JONATHAN NOLAN: For me, the Machine has always been a character. Science fiction has not often found a great home on the mass market … It’s a bit of a niche genre. I’m a science-fiction fan, but am always connected more with sci-fi that is the most grounded. What we wanted to do with the show was to really, really dig in with some of these ideas. In the pilot, Michael Emerson beautifully articulates in a six-minute scene walking through Central Park the idea of the Machine. [These ideas] later became grounded in the revelations from Ed Snowden and the rest about the programs the NSA were in fact actually working on. The idea for us was that there would always be a presence, that the Machine starts as the narrator of the show. The Machine is the one telling us the story, and as the story goes on and on, the narrator becomes more involved in its own show—becomes more fleshed out as a character, exactly the way we think [artificial intelligence] right now is developing. So the Machine starts as a voice, it has eyes, it can see but it can’t talk back to you. From the beginning, the Machine has been essentially muzzled. As we’ve gone through season after season, we’ve added one more facet each time.

I’m thinking of one of the last scenes in the finale involving Finch, which struck me as one of the most poignant in the entire series.

NOLAN: You finally see an emotional interaction between Finch and his creation. It’s taken us 90 episodes to get there, and we feel like we’ve earned it every step of the way. I was kind of amazed by Michael Emerson’s ability to give it real humanity.

When Detective Carter was killed off last season, you revealed that it was planned from the very beginning. This season, actress Sarah Shahi’s pregnancy led her character [Sameen Shaw] to become a Samaritan captive. How did you develop this plot point?

PLAGEMAN: Obviously, that’s something we didn’t necessarily plan. But after we sat and hunkered down and really thought about it, we realized we had a bit of gold there. We felt that this was something we could utilize in a really interesting fashion. This is definitely a storyline we would like to resume in the ensuing season.

Speaking of Carter, she made a surprise “return” this season in a rather emotional episode. Can you discuss how that came to be and what it was like to welcome Taraji P. Henson back?

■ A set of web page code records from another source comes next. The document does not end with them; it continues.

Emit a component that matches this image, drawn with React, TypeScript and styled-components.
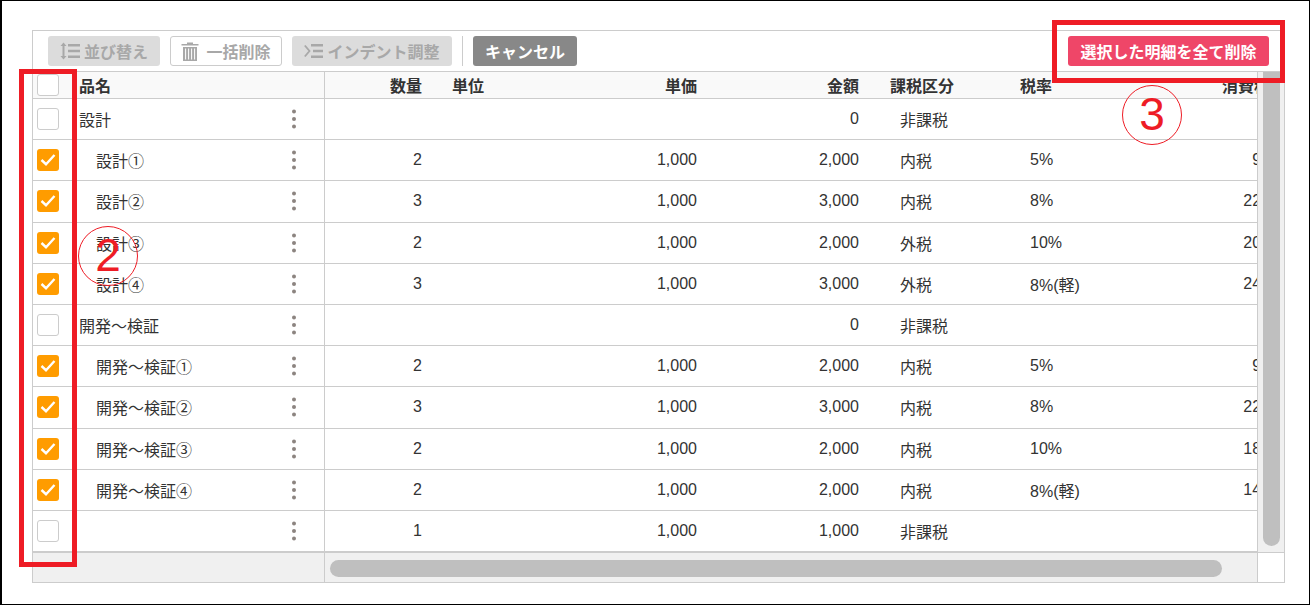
import React from "react";
import styled, { createGlobalStyle } from "styled-components";

const GlobalStyle = createGlobalStyle`
  html, body {
    margin: 0;
    padding: 0;
    background: #fff;
  }
  body {
    font-family: "Liberation Sans", "Noto Sans CJK JP", sans-serif;
    font-size: 16px;
    color: #333;
  }
`;

const Frame = styled.div`
  position: relative;
  box-sizing: border-box;
  width: 1310px;
  height: 605px;
  padding: 29px 0 0 30px;
  border: solid #000;
  border-width: 1px 1px 1px 2px;
  overflow: hidden;
`;

const Panel = styled.div`
  box-sizing: border-box;
  width: 1253px;
  height: 553px;
  border: 1px solid #ccc;
  display: flex;
  flex-direction: column;
`;

const Toolbar = styled.div`
  display: flex;
  align-items: center;
  gap: 10px;
  height: 40px;
  flex: none;
  box-sizing: border-box;
  padding: 0 15px;
`;

const ToolButton = styled.div<{ $variant: "muted" | "outline" | "dark" | "danger" }>`
  box-sizing: border-box;
  height: 30px;
  display: flex;
  align-items: center;
  justify-content: center;
  gap: 4px;
  border-radius: 3px;
  font-weight: 700;
  font-size: 16px;
  white-space: nowrap;
  color: ${(p) => (p.$variant === "dark" || p.$variant === "danger" ? "#fff" : "#a8a8a8")};
  background: ${(p) =>
    p.$variant === "muted"
      ? "#dcdcdc"
      : p.$variant === "dark"
        ? "#888"
        : p.$variant === "danger"
          ? "#ef4668"
          : "#fff"};
  border: ${(p) => (p.$variant === "outline" ? "1px solid #ccc" : "none")};
`;

const SortButton = styled(ToolButton)`
  width: 112px;
`;
const BulkButton = styled(ToolButton)`
  width: 112px;
  gap: 7px;
`;
const IndentButton = styled(ToolButton)`
  width: 160px;
`;
const CancelButton = styled(ToolButton)`
  width: 104px;
`;
const DeleteButton = styled(ToolButton)`
  width: 201px;
  margin-left: auto;
`;

const Separator = styled.div`
  width: 1px;
  height: 30px;
  background: #ccc;
`;

const Row = styled.div<{ $head?: boolean }>`
  display: grid;
  grid-template-columns: 292px 932px;
  box-sizing: border-box;
  height: ${(p) => (p.$head ? "28px" : "41.2px")};
  border-top: ${(p) => (p.$head ? "1px solid #ccc" : "none")};
  border-bottom: 1px solid #ccc;
  background: ${(p) => (p.$head ? "#f9f9f9" : "#fff")};
  font-weight: ${(p) => (p.$head ? 700 : 400)};
`;

const Fixed = styled.div`
  display: flex;
  align-items: center;
  border-right: 1px solid #ccc;
  padding-left: 4px;
  min-width: 0;
`;

const Box = styled.div<{ $on?: boolean }>`
  box-sizing: border-box;
  width: 22px;
  height: 22px;
  flex: none;
  border-radius: 3px;
  border: ${(p) => (p.$on ? "none" : "1px solid #ccc")};
  background: ${(p) => (p.$on ? "#ff9c00" : "#fff")};
  display: flex;
  align-items: center;
  justify-content: center;
`;

const Name = styled.div<{ $indent?: boolean }>`
  flex: 1;
  margin-left: 20px;
  padding-left: ${(p) => (p.$indent ? "17px" : "0")};
  white-space: nowrap;
`;

const Kebab = styled.svg`
  width: 4px;
  height: 20px;
  flex: none;
  margin-right: 28px;
`;

const Scroller = styled.div`
  overflow: hidden;
  display: grid;
  grid-template-columns: 97px 128px 147px 162px 130px 111px 170px;
  align-items: center;
`;

const Cell = styled.div<{ $align?: "left" | "right"; $pad?: number }>`
  text-align: ${(p) => p.$align ?? "right"};
  padding-left: ${(p) => p.$pad ?? 0}px;
  white-space: nowrap;
`;

const Middle = styled.div`
  display: flex;
  flex: none;
`;

const Rows = styled.div`
  width: 1224px;
  flex: none;
`;

const VTrack = styled.div`
  box-sizing: border-box;
  width: 27px;
  height: 481px;
  background: #f0f0f0;
  border: solid #ccc;
  border-width: 1px 0 0 1px;
  padding: 0 4px 6px 5px;
  display: flex;
`;

const VThumb = styled.div`
  flex: 1;
  background: #bfbfbf;
  border-radius: 0 0 9px 9px;
`;

const Footer = styled.div`
  display: grid;
  grid-template-columns: 292px 932px 27px;
  flex: 1;
  border-top: 1px solid #ccc;
`;

const FootLeft = styled.div`
  background: #f0f0f0;
  border-right: 1px solid #ccc;
`;

const HTrack = styled.div`
  background: #f0f0f0;
  padding: 7px 35px 5px 5px;
  display: flex;
`;

const HThumb = styled.div`
  flex: 1;
  background: #bfbfbf;
  border-radius: 9px;
`;

const Corner = styled.div`
  background: #fff;
  border-left: 1px solid #ccc;
`;

const RedBox = styled.div<{ $x: number; $y: number; $w: number; $h: number }>`
  position: absolute;
  box-sizing: border-box;
  left: ${(p) => p.$x}px;
  top: ${(p) => p.$y}px;
  width: ${(p) => p.$w}px;
  height: ${(p) => p.$h}px;
  border: 5px solid #ee1c25;
`;

const CircleNum = styled.div<{ $x: number; $y: number }>`
  position: absolute;
  box-sizing: border-box;
  left: ${(p) => p.$x}px;
  top: ${(p) => p.$y}px;
  width: 60px;
  height: 60px;
  border-radius: 50%;
  border: 1.5px solid #ee1c25;
  color: #ee1c25;
  font-size: 46px;
  line-height: 57px;
  text-align: center;
`;

const SortIcon = () => (
  <svg width="20" height="18" viewBox="0 0 20 18">
    <path d="M3.5 0.5 L6.5 4 L4.5 4 L4.5 14 L6.5 14 L3.5 17.5 L0.5 14 L2.5 14 L2.5 4 L0.5 4 Z" fill="#a8a8a8" />
    <path d="M8 2 h12 v2.6 h-12 Z M8 7.7 h12 v2.6 h-12 Z M8 13.4 h12 v2.6 h-12 Z" fill="#a8a8a8" />
  </svg>
);

const TrashIcon = () => (
  <svg width="18" height="19" viewBox="0 0 18 19">
    <path d="M6 0.5 h6 v1.5 h5.5 v1.6 h-17 v-1.6 h5.5 Z" fill="#a8a8a8" />
    <path d="M2 5 h14 v14 h-14 Z" fill="#a8a8a8" />
    <path d="M4.6 6.5 v11 M7.6 6.5 v11 M10.6 6.5 v11 M13.6 6.5 v11" stroke="#fff" strokeWidth="1" />
  </svg>
);

const IndentIcon = () => (
  <svg width="19" height="16" viewBox="0 0 19 16">
    <path d="M0.8 2.5 L5.5 8 L0.8 13.5" fill="none" stroke="#a8a8a8" strokeWidth="1.8" />
    <path d="M7 1 h12 v2.5 h-12 Z M9 6.8 h10 v2.5 h-10 Z M7 12.5 h12 v2.5 h-12 Z" fill="#a8a8a8" />
  </svg>
);

const CheckMark = () => (
  <svg width="16" height="14" viewBox="0 0 16 14">
    <path d="M1.5 7 L6 11.2 L14.5 2" fill="none" stroke="#fff" strokeWidth="2.4" />
  </svg>
);

const MoreDots = () => (
  <Kebab viewBox="0 0 4 20">
    <circle cx="2" cy="2.5" r="2" fill="#8c8480" />
    <circle cx="2" cy="10" r="2" fill="#8c8480" />
    <circle cx="2" cy="17.5" r="2" fill="#8c8480" />
  </Kebab>
);

type Line = {
  name: string;
  checked?: boolean;
  qty?: string;
  price?: string;
  amount: string;
  taxType: string;
  rate?: string;
  tax?: string;
};

const lines: Line[] = [
  { name: "設計", amount: "0", taxType: "非課税" },
  { name: "設計①", checked: true, qty: "2", price: "1,000", amount: "2,000", taxType: "内税", rate: "5%", tax: "95" },
  { name: "設計②", checked: true, qty: "3", price: "1,000", amount: "3,000", taxType: "内税", rate: "8%", tax: "222" },
  { name: "設計③", checked: true, qty: "2", price: "1,000", amount: "2,000", taxType: "外税", rate: "10%", tax: "200" },
  { name: "設計④", checked: true, qty: "3", price: "1,000", amount: "3,000", taxType: "外税", rate: "8%(軽)", tax: "240" },
  { name: "開発～検証", amount: "0", taxType: "非課税" },
  { name: "開発～検証①", checked: true, qty: "2", price: "1,000", amount: "2,000", taxType: "内税", rate: "5%", tax: "95" },
  { name: "開発～検証②", checked: true, qty: "3", price: "1,000", amount: "3,000", taxType: "内税", rate: "8%", tax: "222" },
  { name: "開発～検証③", checked: true, qty: "2", price: "1,000", amount: "2,000", taxType: "内税", rate: "10%", tax: "181" },
  { name: "開発～検証④", checked: true, qty: "2", price: "1,000", amount: "2,000", taxType: "内税", rate: "8%(軽)", tax: "148" },
  { name: "", qty: "1", price: "1,000", amount: "1,000", taxType: "非課税" },
];

const App = () => {
  return (
    <Frame>
      <GlobalStyle />
      <Panel>
        <Toolbar>
          <SortButton $variant="muted">
            <SortIcon />
            並び替え
          </SortButton>
          <BulkButton $variant="outline">
            <TrashIcon />
            一括削除
          </BulkButton>
          <IndentButton $variant="muted">
            <IndentIcon />
            インデント調整
          </IndentButton>
          <Separator />
          <CancelButton $variant="dark">キャンセル</CancelButton>
          <DeleteButton $variant="danger">選択した明細を全て削除</DeleteButton>
        </Toolbar>
        <Middle>
          <Rows>
            <Row $head>
              <Fixed>
                <Box />
                <Name>品名</Name>
              </Fixed>
              <Scroller>
                <Cell>数量</Cell>
                <Cell $align="left" $pad={30}>単位</Cell>
                <Cell>単価</Cell>
                <Cell>金額</Cell>
                <Cell $align="left" $pad={31}>課税区分</Cell>
                <Cell $align="left" $pad={31}>税率</Cell>
                <Cell>消費税</Cell>
              </Scroller>
            </Row>
            {lines.map((l, i) => (
              <Row key={i}>
                <Fixed>
                  <Box $on={l.checked}>{l.checked && <CheckMark />}</Box>
                  <Name $indent={l.checked}>{l.name}</Name>
                  <MoreDots />
                </Fixed>
                <Scroller>
                  <Cell>{l.qty}</Cell>
                  <Cell />
                  <Cell>{l.price}</Cell>
                  <Cell>{l.amount}</Cell>
                  <Cell $align="left" $pad={41}>{l.taxType}</Cell>
                  <Cell $align="left" $pad={41}>{l.rate}</Cell>
                  <Cell>{l.tax}</Cell>
                </Scroller>
              </Row>
            ))}
          </Rows>
          <VTrack>
            <VThumb />
          </VTrack>
        </Middle>
        <Footer>
          <FootLeft />
          <HTrack>
            <HThumb />
          </HTrack>
          <Corner />
        </Footer>
      </Panel>
      <RedBox $x={17} $y={68} $w={58} $h={498} />
      <RedBox $x={1050} $y={19} $w={233} $h={63} />
      <CircleNum $x={76} $y={225}>2</CircleNum>
      <CircleNum $x={1120} $y={84}>3</CircleNum>
    </Frame>
  );
};

export default App;
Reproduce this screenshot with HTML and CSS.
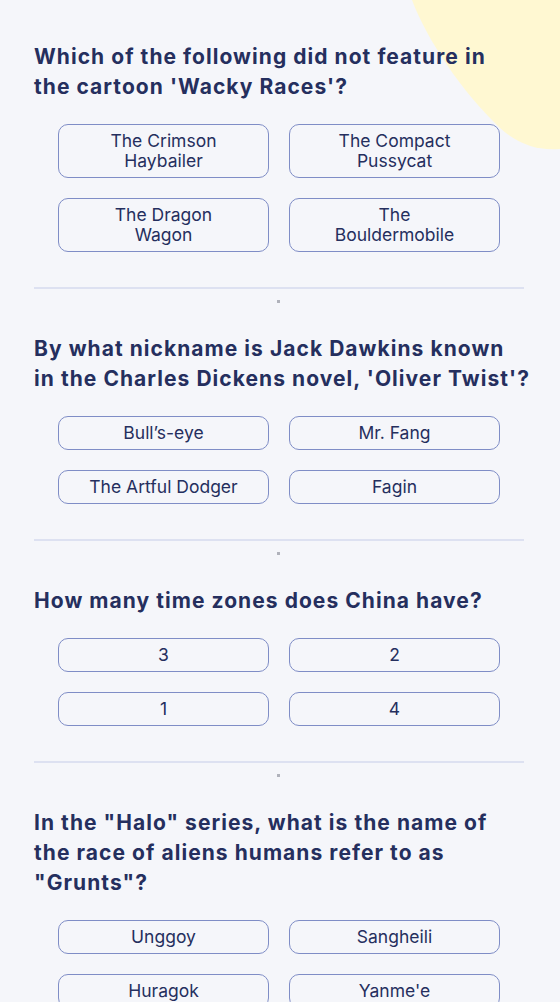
FILE: index.html
```html
<!DOCTYPE html>
<html lang="en">
<head>
<meta charset="utf-8">
<title>Quiz</title>
<link rel="stylesheet" href="styles.css">
</head>
<body>
<svg class="blob" width="150" height="152" viewBox="410 0 150 152" aria-hidden="true">
  <path d="M412 0 C427 40 462 92 500 128 Q526 152 560 149 L560 0 Z" fill="#fff8d2"/>
</svg>
<main class="quiz">
  <section class="question">
    <h2 class="q-title">Which of the following did not feature in<br>the cartoon 'Wacky Races'?</h2>
    <div class="answers">
      <button class="answer">The Crimson Haybailer</button>
      <button class="answer">The Compact Pussycat</button>
      <button class="answer">The Dragon Wagon</button>
      <button class="answer">The Bouldermobile</button>
    </div>
  </section>
  <div class="divider"><span class="mark"></span></div>
  <section class="question">
    <h2 class="q-title">By what nickname is Jack Dawkins known<br>in the Charles Dickens novel, 'Oliver Twist'?</h2>
    <div class="answers">
      <button class="answer">Bull’s-eye</button>
      <button class="answer">Mr. Fang</button>
      <button class="answer">The Artful Dodger</button>
      <button class="answer">Fagin</button>
    </div>
  </section>
  <div class="divider"><span class="mark"></span></div>
  <section class="question">
    <h2 class="q-title">How many time zones does China have?</h2>
    <div class="answers">
      <button class="answer">3</button>
      <button class="answer">2</button>
      <button class="answer">1</button>
      <button class="answer">4</button>
    </div>
  </section>
  <div class="divider"><span class="mark"></span></div>
  <section class="question">
    <h2 class="q-title">In the "Halo" series, what is the name of<br>the race of aliens humans refer to as<br>"Grunts"?</h2>
    <div class="answers">
      <button class="answer">Unggoy</button>
      <button class="answer">Sangheili</button>
      <button class="answer">Huragok</button>
      <button class="answer">Yanme'e</button>
    </div>
  </section>
</main>
</body>
</html>
```

FILE: styles.css
```css
html, body {
  margin: 0;
  padding: 0;
}
body {
  background: #f5f6fa;
  font-family: "Inter", "Liberation Sans", sans-serif;
  color: #252f5e;
  position: relative;
  height: 1002px;
  overflow: hidden;
}
.blob {
  position: absolute;
  top: 0;
  right: 0;
  z-index: 0;
}
.quiz {
  position: relative;
  z-index: 1;
  padding: 42px 36px 0 34px;
}
.q-title {
  margin: 0;
  font-size: 21px;
  line-height: 30px;
  font-weight: 700;
  letter-spacing: 1.05px;
  white-space: nowrap;
  color: #252f5e;
}
.answers {
  display: grid;
  grid-template-columns: 211px 211px;
  gap: 20px;
  margin: 22px 0 0 24px;
}
.answer {
  font-family: "Inter", "Liberation Sans", sans-serif;
  font-size: 17.5px;
  line-height: 20px;
  color: #252f5e;
  background: transparent;
  border: 1px solid #7f8dc6;
  border-radius: 10px;
  padding: 6px 28px;
  text-align: center;
}
.divider {
  margin: 35px 0 45px;
  height: 2px;
  background: #dde1f1;
  position: relative;
}
.mark {
  position: absolute;
  top: 13px;
  left: 243px;
  width: 3px;
  height: 3px;
  background: #b0b2bb;
}
```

NOLAN: Yeah, it was great. We had said from the beginning, when [she] left the show, that “Everybody lives forever in flashbacks.” We always intended to bring her character back in exactly this fashion. We reached out; she was so excited to come back and we were excited to have her back. Then, of course, Empire came out in between and blew up. We’re thrilled for her. But it was so nice to have her back on our show. Carter was the heart of the show, and to have her back with us, interacting with Reese in that way, was just so much fun.

Person of Interest is one of the rare shows that flips between being serialized and being a procedural. Does that bring any challenges?

PLAGEMAN: It’s an enormous challenge and one we really enjoy. We never want the show to be either/or. The procedural elements provide us with a strong engine, and we feel that every episode can be an opportunity to explore character. But we feel really strongly that there has to be a larger story to the show. What is the show really about? We’re really ahead of the curve on certain things: the death of privacy, surveillance, Snowden. Now it’s artificial intelligence. We’re kind of hoping that when people look back on the show, they’ll say, “These guys were talking about it back then.”

What goes into your collaborative process?

PLAGEMAN: [Jonathan] comes in the room and spews a lot of crazy stuff and everyone’s mind gets blown for a while. Then we buckle up and make it a reality.

NOLAN: That’s a bunch of nonsense! The great pleasure for me in television has always been the collaboration. It has proven to be the best part of it, the most gratifying and the most exciting. The show to me has never been creatively stronger than it is [now]. These [actors, producers, and writers] are killing it. That’s Greg, that’s [writer/ executive producer] Denise [Thé] … It’s just so satisfying to sit back and watch how dense and rich and complicated this world has gotten.

Jonathan, can you tease anything about Westworld, the new HBO series you’re involved in along with your wife, Lisa Joy, and the Bad Robot team of J.J. Abrams and Bryan Burk, before its premiere later this year?

NOLAN: You know, artificial intelligence, clearly something I’m very interested in [laughs]. It’s a big part of Westworld. Another opportunity to explore those ideas in a very different way. The A.I. in POI is omniscient and formless and hiding and working in the data. The A.I. in Westworld is very much flesh and blood.